On the edge of our lawn, beyond the garden, and before the forest, tower two immense maple trees. They frame the yard and boldly announce the changing of each season by the coming and going of their lush plumage.
These maples shade us on sweltering July afternoons and have always been my favorite view, admired from the back patio with a coffee in hand. All summer long the boys swing from a tire swing I hung for them ages ago way up in the branches, and the two trees provide resilient anchors for Danny’s slack line.
This week, those maples became infinitely more valuable to our property when, for the first time ever, we tapped into their veins of sweet sap.

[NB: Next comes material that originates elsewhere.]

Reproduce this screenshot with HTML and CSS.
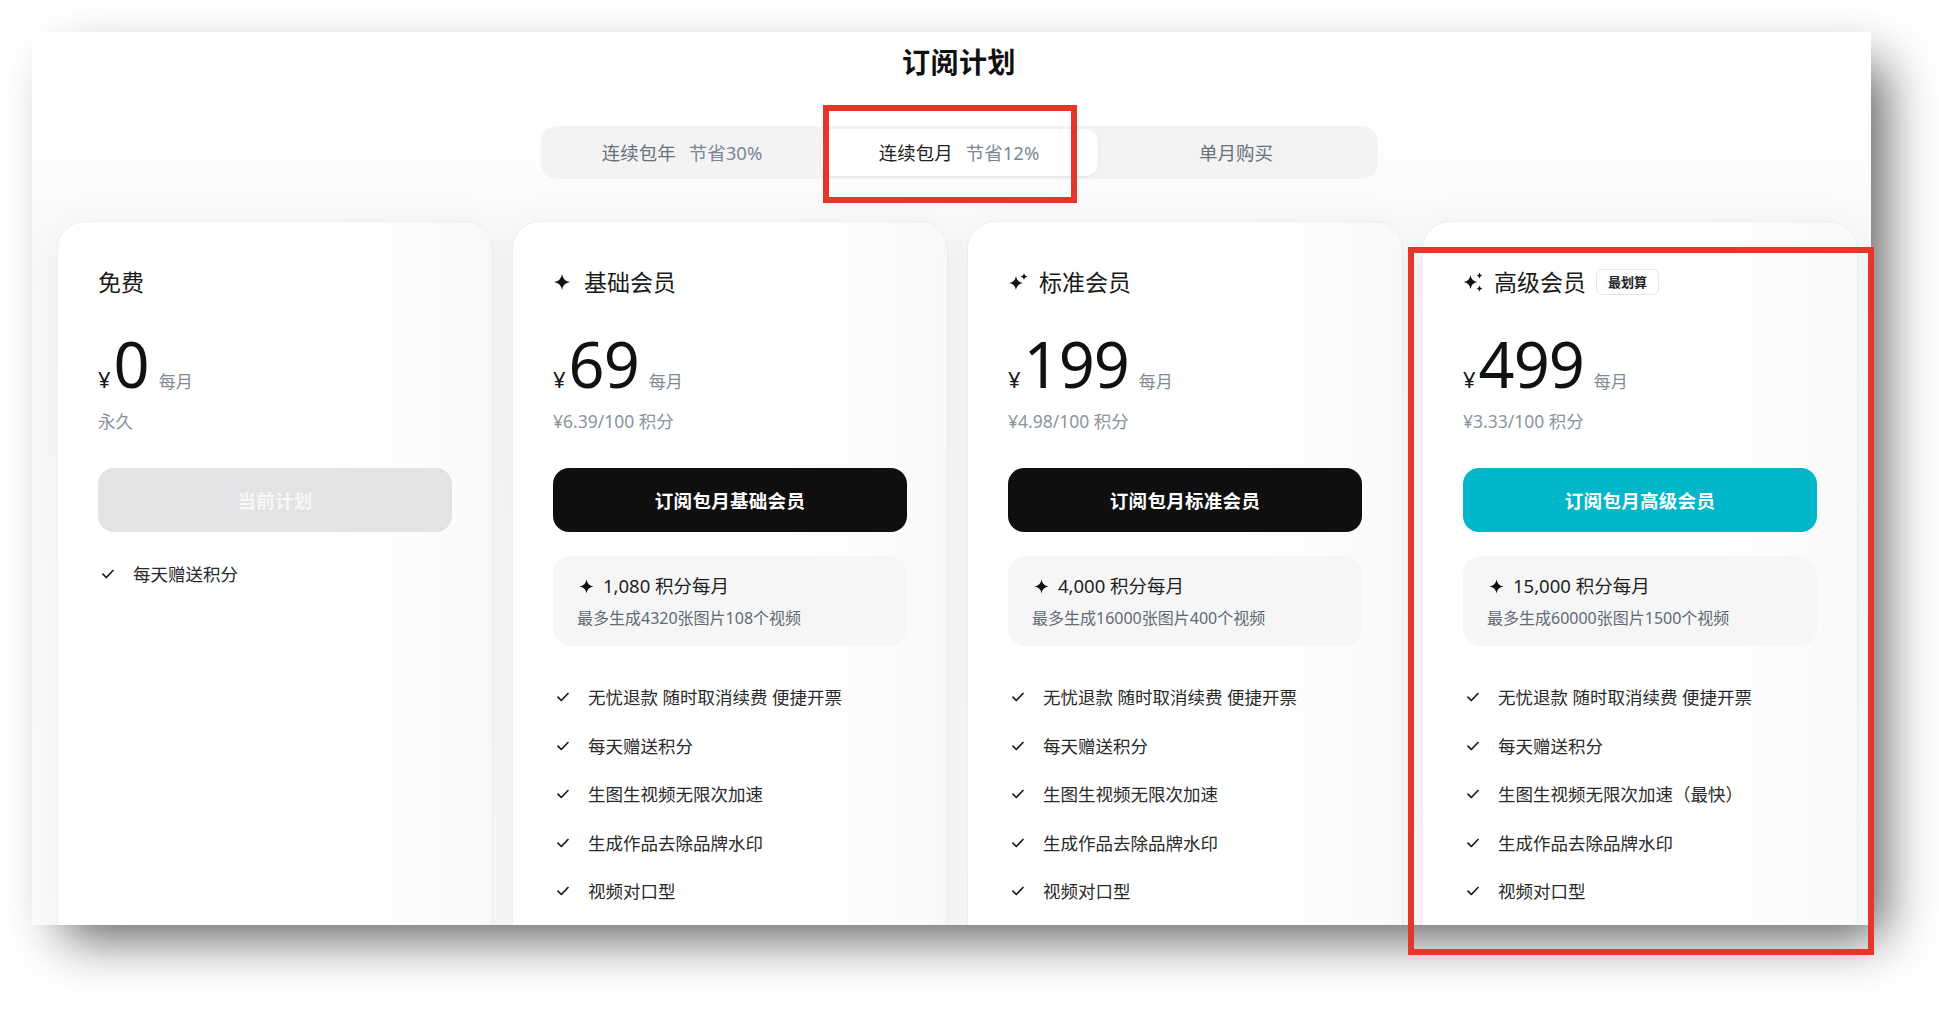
FILE: index.html
```html
<!DOCTYPE html>
<html lang="zh-CN">
<head>
<meta charset="utf-8">
<title>订阅计划</title>
<link rel="stylesheet" href="styles.css">
</head>
<body>
<div class="panel">
  <h1 class="title">订阅计划</h1>
  <div class="tabs">
    <div class="tab"><span class="tab-name">连续包年</span><span class="tab-save">节省30%</span></div>
    <div class="tab active"><span class="tab-name">连续包月</span><span class="tab-save">节省12%</span></div>
    <div class="tab"><span class="tab-name">单月购买</span></div>
  </div>

  <div class="cards">
    <div class="card">
      <div class="plan-head"><span class="plan-name">免费</span></div>
      <div class="price"><span class="cur">¥</span><span class="amount">0</span><span class="per">每月</span></div>
      <div class="unit">永久</div>
      <button class="btn btn-disabled">当前计划</button>
      <ul class="features features-free">
        <li><svg class="check" viewBox="0 0 12 10"><path d="M1 5.2 L4.3 8.5 L11 1.5"/></svg><span>每天赠送积分</span></li>
      </ul>
    </div>

    <div class="card">
      <div class="plan-head">
        <svg class="plan-icon" viewBox="0 0 20 20"><path d="M9 2 Q10 9 17 10 Q10 11 9 18 Q8 11 1 10 Q8 9 9 2Z"/></svg>
        <span class="plan-name">基础会员</span>
      </div>
      <div class="price"><span class="cur">¥</span><span class="amount">69</span><span class="per">每月</span></div>
      <div class="unit">¥6.39/100 积分</div>
      <button class="btn btn-dark">订阅包月基础会员</button>
      <div class="credits">
        <div class="credits-main"><svg class="credit-icon" viewBox="0 0 16 16"><path d="M8 0.5 Q8.9 7.1 15.5 8 Q8.9 8.9 8 15.5 Q7.1 8.9 0.5 8 Q7.1 7.1 8 0.5Z"/></svg><span>1,080 积分每月</span></div>
        <div class="credits-sub">最多生成4320张图片108个视频</div>
      </div>
      <ul class="features">
        <li><svg class="check" viewBox="0 0 12 10"><path d="M1 5.2 L4.3 8.5 L11 1.5"/></svg><span>无忧退款 随时取消续费 便捷开票</span></li>
        <li><svg class="check" viewBox="0 0 12 10"><path d="M1 5.2 L4.3 8.5 L11 1.5"/></svg><span>每天赠送积分</span></li>
        <li><svg class="check" viewBox="0 0 12 10"><path d="M1 5.2 L4.3 8.5 L11 1.5"/></svg><span>生图生视频无限次加速</span></li>
        <li><svg class="check" viewBox="0 0 12 10"><path d="M1 5.2 L4.3 8.5 L11 1.5"/></svg><span>生成作品去除品牌水印</span></li>
        <li><svg class="check" viewBox="0 0 12 10"><path d="M1 5.2 L4.3 8.5 L11 1.5"/></svg><span>视频对口型</span></li>
      </ul>
    </div>

    <div class="card">
      <div class="plan-head">
        <svg class="plan-icon" viewBox="0 0 20 20"><path d="M8 4 Q8.9 10.1 15 11 Q8.9 11.9 8 18 Q7.1 11.9 1 11 Q7.1 10.1 8 4Z"/><path d="M16 1 Q16.5 4 19.5 4.5 Q16.5 5 16 8 Q15.5 5 12.5 4.5 Q15.5 4 16 1Z"/></svg>
        <span class="plan-name">标准会员</span>
      </div>
      <div class="price"><span class="cur">¥</span><span class="amount">199</span><span class="per">每月</span></div>
      <div class="unit">¥4.98/100 积分</div>
      <button class="btn btn-dark">订阅包月标准会员</button>
      <div class="credits">
        <div class="credits-main"><svg class="credit-icon" viewBox="0 0 16 16"><path d="M8 0.5 Q8.9 7.1 15.5 8 Q8.9 8.9 8 15.5 Q7.1 8.9 0.5 8 Q7.1 7.1 8 0.5Z"/></svg><span>4,000 积分每月</span></div>
        <div class="credits-sub">最多生成16000张图片400个视频</div>
      </div>
      <ul class="features">
        <li><svg class="check" viewBox="0 0 12 10"><path d="M1 5.2 L4.3 8.5 L11 1.5"/></svg><span>无忧退款 随时取消续费 便捷开票</span></li>
        <li><svg class="check" viewBox="0 0 12 10"><path d="M1 5.2 L4.3 8.5 L11 1.5"/></svg><span>每天赠送积分</span></li>
        <li><svg class="check" viewBox="0 0 12 10"><path d="M1 5.2 L4.3 8.5 L11 1.5"/></svg><span>生图生视频无限次加速</span></li>
        <li><svg class="check" viewBox="0 0 12 10"><path d="M1 5.2 L4.3 8.5 L11 1.5"/></svg><span>生成作品去除品牌水印</span></li>
        <li><svg class="check" viewBox="0 0 12 10"><path d="M1 5.2 L4.3 8.5 L11 1.5"/></svg><span>视频对口型</span></li>
      </ul>
    </div>

    <div class="card">
      <div class="plan-head">
        <svg class="plan-icon" viewBox="0 0 20 20"><path d="M7.5 3 Q8.4 9.1 14.5 10 Q8.4 10.9 7.5 17 Q6.6 10.9 0.5 10 Q6.6 9.1 7.5 3Z"/><path d="M16.5 0.5 Q16.9 3.1 19.5 3.5 Q16.9 3.9 16.5 6.5 Q16.1 3.9 13.5 3.5 Q16.1 3.1 16.5 0.5Z"/><path d="M16.5 13.5 Q16.9 16.1 19.5 16.5 Q16.9 16.9 16.5 19.5 Q16.1 16.9 13.5 16.5 Q16.1 16.1 16.5 13.5Z"/></svg>
        <span class="plan-name">高级会员</span>
        <span class="badge">最划算</span>
      </div>
      <div class="price"><span class="cur">¥</span><span class="amount">499</span><span class="per">每月</span></div>
      <div class="unit">¥3.33/100 积分</div>
      <button class="btn btn-accent">订阅包月高级会员</button>
      <div class="credits">
        <div class="credits-main"><svg class="credit-icon" viewBox="0 0 16 16"><path d="M8 0.5 Q8.9 7.1 15.5 8 Q8.9 8.9 8 15.5 Q7.1 8.9 0.5 8 Q7.1 7.1 8 0.5Z"/></svg><span>15,000 积分每月</span></div>
        <div class="credits-sub">最多生成60000张图片1500个视频</div>
      </div>
      <ul class="features">
        <li><svg class="check" viewBox="0 0 12 10"><path d="M1 5.2 L4.3 8.5 L11 1.5"/></svg><span>无忧退款 随时取消续费 便捷开票</span></li>
        <li><svg class="check" viewBox="0 0 12 10"><path d="M1 5.2 L4.3 8.5 L11 1.5"/></svg><span>每天赠送积分</span></li>
        <li><svg class="check" viewBox="0 0 12 10"><path d="M1 5.2 L4.3 8.5 L11 1.5"/></svg><span>生图生视频无限次加速（最快）</span></li>
        <li><svg class="check" viewBox="0 0 12 10"><path d="M1 5.2 L4.3 8.5 L11 1.5"/></svg><span>生成作品去除品牌水印</span></li>
        <li><svg class="check" viewBox="0 0 12 10"><path d="M1 5.2 L4.3 8.5 L11 1.5"/></svg><span>视频对口型</span></li>
      </ul>
    </div>
  </div>
</div>

<div class="mark mark-tab"></div>
<div class="mark mark-card"></div>
</body>
</html>
```

FILE: styles.css
```css
* { box-sizing: border-box; }

html, body {
  margin: 0;
  padding: 0;
  background: #ffffff;
}

body {
  width: 1939px;
  height: 1020px;
  position: relative;
  overflow: hidden;
  font-family: "Noto Sans", "Noto Sans CJK SC", sans-serif;
  color: #1a1a1a;
}

.panel {
  margin: 32px 0 0 32px;
  width: 1839px;
  height: 893px;
  padding: 10px 10px 0 25px;
  overflow: hidden;
  background: linear-gradient(180deg, #ffffff 0px, #ffffff 90px, #f8f8f8 230px, #fbfbfb 100%);
  box-shadow: 22px 22px 50px -10px rgba(0, 0, 0, 0.65);
  display: flex;
  flex-direction: column;
  align-items: center;
}

.panel > * { flex-shrink: 0; }

.title {
  margin: 0;
  font-size: 28px;
  line-height: 40px;
  font-weight: 700;
  color: #111;
  letter-spacing: 0.5px;
}

.tabs {
  margin-top: 44px;
  width: 837px;
  height: 53px;
  padding: 3px;
  border-radius: 16px;
  background: #f3f3f3;
  display: flex;
}

.tab {
  flex: 1;
  display: flex;
  align-items: center;
  justify-content: center;
  gap: 13px;
  border-radius: 13px;
  font-size: 18.5px;
  line-height: 24px;
  color: #67717c;
}

.tab .tab-save { color: #7b8793; }

.tab.active {
  background: #ffffff;
  box-shadow: 0 1px 3px rgba(0, 0, 0, 0.06);
}

.tab.active .tab-name { color: #222; }

.cards {
  margin-top: 42px;
  display: flex;
  gap: 19px;
  align-self: stretch;
}

.card {
  width: 436px;
  flex: none;
  min-height: 760px;
  border: 1px solid #ededed;
  border-radius: 28px;
  padding: 47px 40px 0 40px;
  background: linear-gradient(90deg, #ffffff 0%, #ffffff 65%, #f9f9f9 100%);
  box-shadow: 0 0 40px rgba(0, 0, 0, 0.045);
}

.plan-head {
  display: flex;
  align-items: center;
  height: 26px;
}

.plan-icon {
  width: 20px;
  height: 20px;
  fill: #111;
  margin-right: 11px;
  flex: none;
}

.plan-name {
  font-size: 23px;
  line-height: 26px;
  color: #1a1a1a;
}

.badge {
  margin-left: 10px;
  height: 26px;
  padding: 0 11px;
  border: 1px solid #e6e6e6;
  border-radius: 6px;
  font-size: 13px;
  line-height: 24px;
  font-weight: 700;
  color: #222;
  background: #fff;
}

.price {
  margin-top: 37px;
  display: flex;
  align-items: baseline;
  height: 64px;
}

.cur {
  font-size: 22px;
  line-height: 22px;
  color: #1a1a1a;
  margin-right: 3px;
}

.amount {
  font-size: 63px;
  line-height: 64px;
  color: #111;
  letter-spacing: -1px;
}

.per {
  margin-left: 10px;
  font-size: 17px;
  line-height: 22px;
  color: #7f8a95;
}

.unit {
  margin-top: 13px;
  font-size: 17.5px;
  line-height: 24px;
  color: #8a949e;
}

.btn {
  display: block;
  width: 100%;
  margin-top: 35px;
  height: 64px;
  border: 0;
  border-radius: 16px;
  font-family: inherit;
  font-size: 18.5px;
  font-weight: 700;
  color: #ffffff;
  letter-spacing: 0.3px;
}

.btn-dark { background: #0f0f10; }
.btn-accent { background: #00b6c9; }
.btn-disabled { background: #e2e3e5; color: #f7f7f7; }

.credits {
  margin-top: 24px;
  border-radius: 18px;
  background: #f6f6f6;
  padding: 17px 0 17px 24px;
}

.credits-main {
  display: flex;
  align-items: center;
  font-size: 18.5px;
  line-height: 26px;
  color: #1f1f1f;
}

.credit-icon {
  width: 15px;
  height: 15px;
  fill: #111;
  margin: 0 9px 0 2px;
  flex: none;
}

.credits-sub {
  margin-top: 8px;
  font-size: 16px;
  line-height: 22px;
  color: #5f6a75;
}

.features {
  list-style: none;
  margin: 39px 0 0 0;
  padding: 0;
  display: flex;
  flex-direction: column;
  gap: 24.5px;
}

.features-free { margin-top: 30px; }

.features li {
  display: flex;
  align-items: center;
  height: 24px;
  font-size: 17.5px;
  line-height: 24px;
  color: #2a2a2a;
}

.check {
  width: 12px;
  height: 10px;
  margin: 0 19px 0 4px;
  flex: none;
  fill: none;
  stroke: #1a1a1a;
  stroke-width: 1.7;
  stroke-linecap: round;
  stroke-linejoin: round;
}

.mark {
  position: absolute;
  border: 6px solid #e4372a;
  pointer-events: none;
}

.mark-tab {
  left: 823px;
  top: 105px;
  width: 254px;
  height: 98px;
}

.mark-card {
  left: 1408px;
  top: 247px;
  width: 466px;
  height: 708px;
}
```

The whole experience has been an exhilarating one for me. I guess I didn’t expect our first attempt to be a success. Honestly, urban homesteading has a huge learning curve to it, and we have the gardening disasters and midnight chicken horror stories to prove it.
So, doubtful, I hammered in the first tap, and then the cool sap sprayed my face, tasting sweet on my lips. My stomach flip-flopped in anticipation. Noah hung a bucket under the tap, and the lyrical drip-drip of the sap dancing on the bottom of the bucket began.
“Listen, mom.” he said, “It’s like the forest is making music.”
This. This was spring harvest; one more ingredient we were sourcing from our backyard. I don’t know why I had let my reservations get the better of me.